I spent this Thanksgiving Day alone.
yet again.
I'm not complaining.
Honestly.
(I'm trying not to, I swear.)
It was my decision.
(More or less...)
It's my "norm."
It's what happens every year, as far as I can recall.
My disorder makes things complicated, & the holidays are already complicated & exhausting enough, so I usually just don't get invited.
or when I do I feel like I'm just an obligation, & the paranoia of not truly being welcome causes me to politely decline the invitation.
Either way, it's my own fault for not having a "home for the holidays."
It's my own fault for being "too much."
I get it. I'm not stupid. I really do get where they're coming from, Those normal-brained, lucky humans.
I understand that I am an exhausting person.
(Why do you think it's so easy to get down on myself?)
But it doesn't make it easy to be alone on Thanksgiving Day, even at age twenty-four, when I've been "on my own" for most of the past six years.
Time doesn't magically make the loneliness go away.

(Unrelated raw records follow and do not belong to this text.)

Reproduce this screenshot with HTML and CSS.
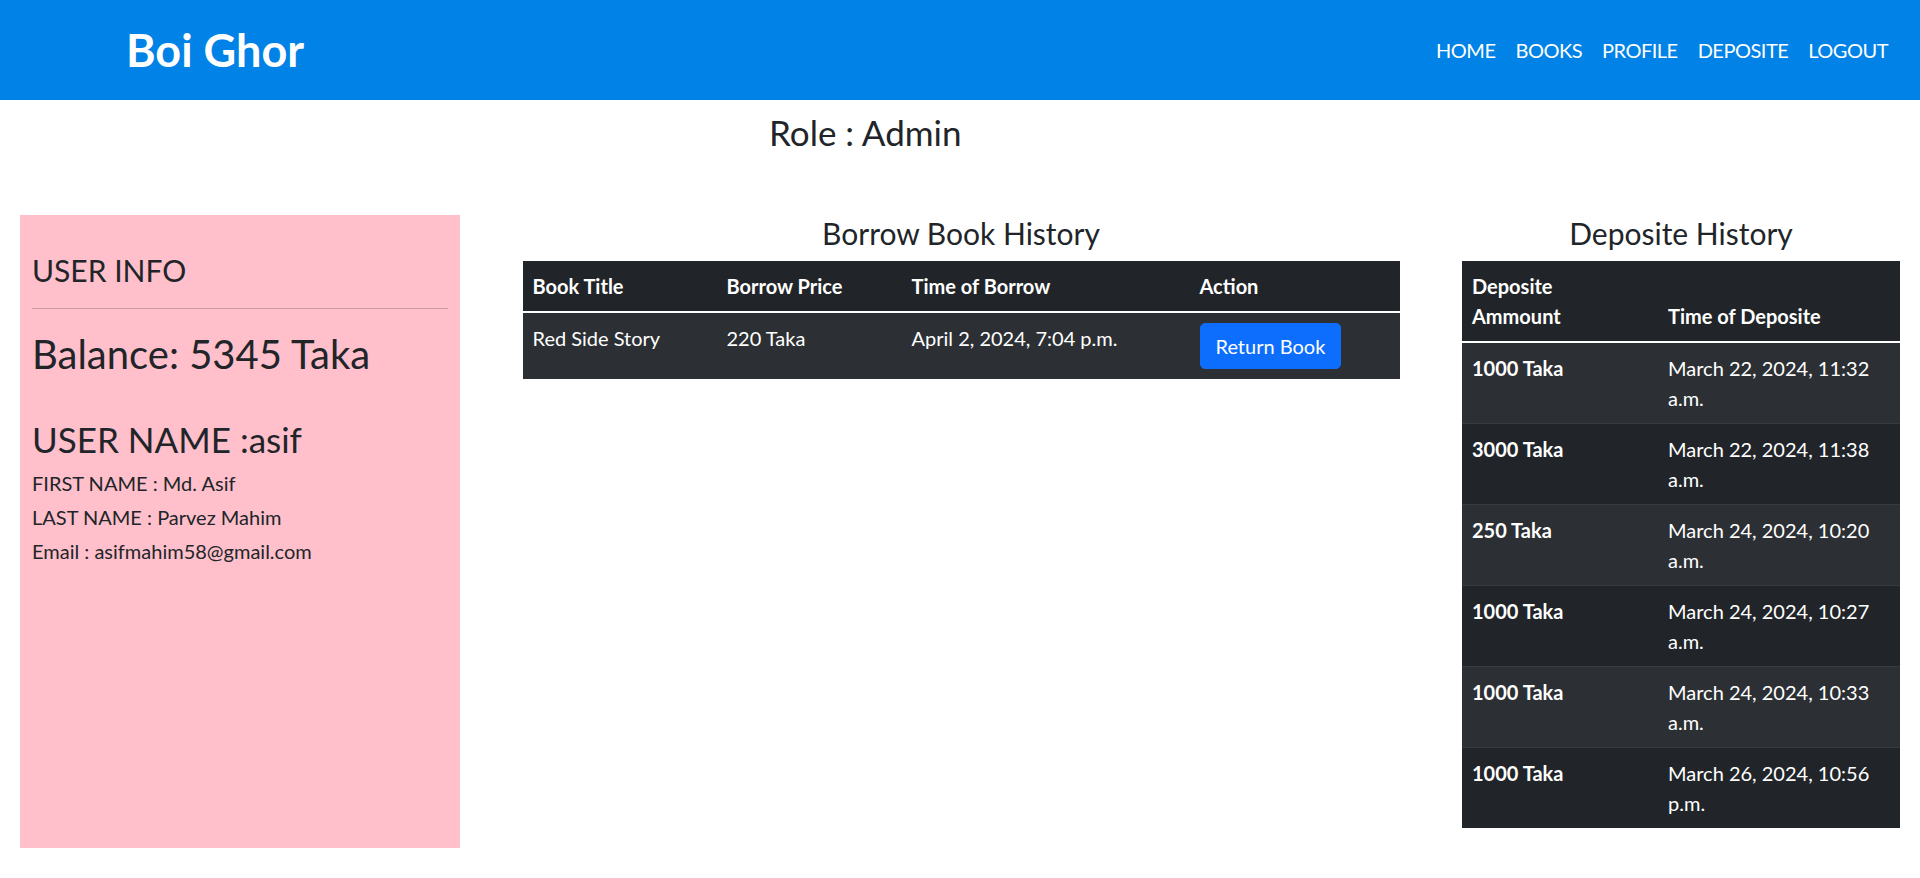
FILE: index.html
```html
<!DOCTYPE html>
<html lang="en">
<head>
<meta charset="utf-8">
<title>Boi Ghor - Profile</title>
<link rel="stylesheet" href="styles.css">
</head>
<body>
<nav class="navbar">
  <div class="brand">Boi Ghor</div>
  <ul class="nav-links">
    <li><a href="#">HOME</a></li>
    <li><a href="#">BOOKS</a></li>
    <li><a href="#">PROFILE</a></li>
    <li><a href="#">DEPOSITE</a></li>
    <li><a href="#">LOGOUT</a></li>
  </ul>
</nav>

<main class="page">
  <h3 class="role">Role : Admin</h3>

  <div class="columns">
    <aside class="user-card">
      <h4 class="card-title">USER INFO</h4>
      <hr class="card-rule">
      <h2 class="balance">Balance: 5345 Taka</h2>
      <h3 class="username">USER NAME :asif</h3>
      <p class="info-line">FIRST NAME : Md. Asif</p>
      <p class="info-line">LAST NAME : Parvez Mahim</p>
      <p class="info-line">Email : asifmahim58@gmail.com</p>
    </aside>

    <section class="history borrow">
      <h4 class="history-title">Borrow Book History</h4>
      <table class="dark-table">
        <thead>
          <tr>
            <th class="c-title">Book Title</th>
            <th class="c-price">Borrow Price</th>
            <th class="c-time">Time of Borrow</th>
            <th class="c-action">Action</th>
          </tr>
        </thead>
        <tbody>
          <tr>
            <td>Red Side Story</td>
            <td>220 Taka</td>
            <td>April 2, 2024, 7:04 p.m.</td>
            <td><button class="btn-return" type="button">Return Book</button></td>
          </tr>
        </tbody>
      </table>
    </section>

    <section class="history deposit">
      <h4 class="history-title">Deposite History</h4>
      <table class="dark-table">
        <thead>
          <tr>
            <th class="c-amount">Deposite<br>Ammount</th>
            <th class="c-dtime">Time of Deposite</th>
          </tr>
        </thead>
        <tbody>
          <tr><th>1000 Taka</th><td>March 22, 2024, 11:32 a.m.</td></tr>
          <tr><th>3000 Taka</th><td>March 22, 2024, 11:38 a.m.</td></tr>
          <tr><th>250 Taka</th><td>March 24, 2024, 10:20 a.m.</td></tr>
          <tr><th>1000 Taka</th><td>March 24, 2024, 10:27 a.m.</td></tr>
          <tr><th>1000 Taka</th><td>March 24, 2024, 10:33 a.m.</td></tr>
          <tr><th>1000 Taka</th><td>March 26, 2024, 10:56 p.m.</td></tr>
        </tbody>
      </table>
    </section>
  </div>
</main>
</body>
</html>
```

FILE: styles.css
```css
* { box-sizing: border-box; }

html, body {
  margin: 0;
  padding: 0;
  background: #fff;
}

body {
  font-family: "Lato", "Open Sans", "DejaVu Sans", sans-serif;
  font-size: 20px;
  line-height: 1.5;
  color: #212529;
}

h2, h3, h4, p { margin: 0; font-weight: 400; line-height: 1.2; }

/* ---------- navbar ---------- */
.navbar {
  height: 100px;
  background: #0082e6;
  display: flex;
  align-items: center;
  justify-content: space-between;
  padding: 0 32px 0 126px;
}

.brand {
  color: #fff;
  font-weight: 700;
  font-size: 45px;
  line-height: normal;
}

.nav-links {
  list-style: none;
  margin: 0;
  padding: 0;
  display: flex;
  gap: 20px;
}

.nav-links a {
  color: #fff;
  text-decoration: none;
  font-size: 20px;
  letter-spacing: -0.5px;
  line-height: normal;
}

/* ---------- page ---------- */
.page {
  padding: 0 20px;
}

.role {
  font-size: 35px;
  margin: 11px 0 0 749px;
}

.columns {
  margin-top: 62px;
  display: grid;
  grid-template-columns: 440px 877px 438px;
  justify-content: space-between;
  align-items: start;
}

/* ---------- user card ---------- */
.user-card {
  background: #ffc0cb;
  height: 633px;
  padding: 37px 12px 0;
}

.card-title { font-size: 30px; }

.card-rule {
  margin: 20px 0 21px;
  border: 0;
  border-top: 1px solid #212529;
  opacity: .25;
}

.balance { font-size: 40px; margin-bottom: 40px; }

.username { font-size: 35px; margin-bottom: 8px; }

.info-line {
  font-size: 20px;
  line-height: 30px;
  margin-bottom: 4px;
}

/* ---------- history tables ---------- */
.history-title {
  font-size: 30px;
  text-align: center;
  margin-bottom: 10px;
}

.dark-table {
  width: 100%;
  border-collapse: collapse;
  table-layout: fixed;
  background: #212529;
  color: #fff;
  vertical-align: top;
}

.dark-table th,
.dark-table td {
  padding: 10px;
  text-align: left;
  border-bottom: 1px solid #373b3e;
  line-height: 30px;
}

.dark-table thead th {
  vertical-align: bottom;
  font-weight: 700;
}

.dark-table tbody {
  border-top: 2px solid #fff;
}

.dark-table tbody th,
.dark-table tbody td {
  vertical-align: top;
}

.dark-table tbody th { font-weight: 700; }

.dark-table tbody tr:nth-child(odd) {
  background: #2c3034;
}

.dark-table tbody tr:last-child th,
.dark-table tbody tr:last-child td {
  border-bottom: 0;
}

.c-title { width: 194px; }
.c-price { width: 185px; }
.c-time { width: 288px; }
.c-action { width: 210px; }

.c-amount { width: 196px; }
.c-dtime { width: 242px; }

.btn-return {
  font-family: inherit;
  font-size: 20px;
  line-height: 30px;
  color: #fff;
  background: #0d6efd;
  border: 1px solid #0d6efd;
  border-radius: 5px;
  padding: 7px 15px;
  cursor: pointer;
}
```
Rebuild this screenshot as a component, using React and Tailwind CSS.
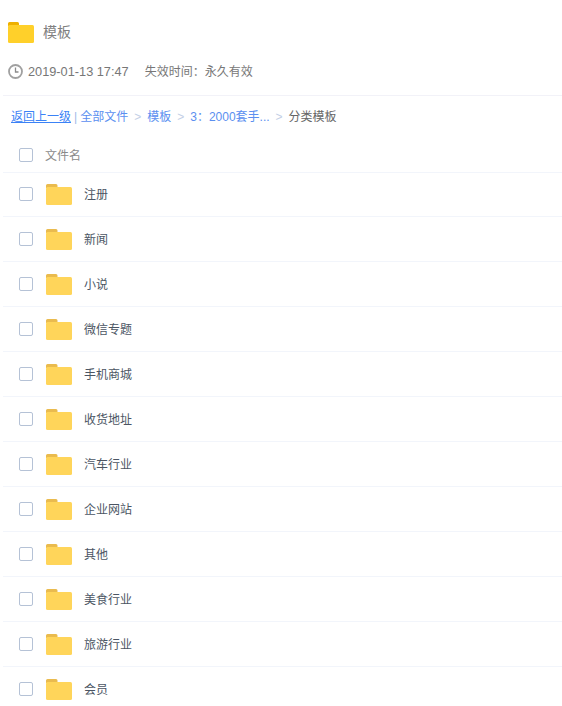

It doesn't mean I forget all the holidays spent with loved ones, & how they're having a holiday like that now while I'm here by myself, fighting for my life, battling this incurable illness that no one truly understands.
It doesn't make it easy to feel so different & unwanted & easy to leave behind, so alone while people all around can express such joy as I drown in such sorrow.
It's not that I choose to be ungrateful, either.
I appreciate what I have. Truly, I do.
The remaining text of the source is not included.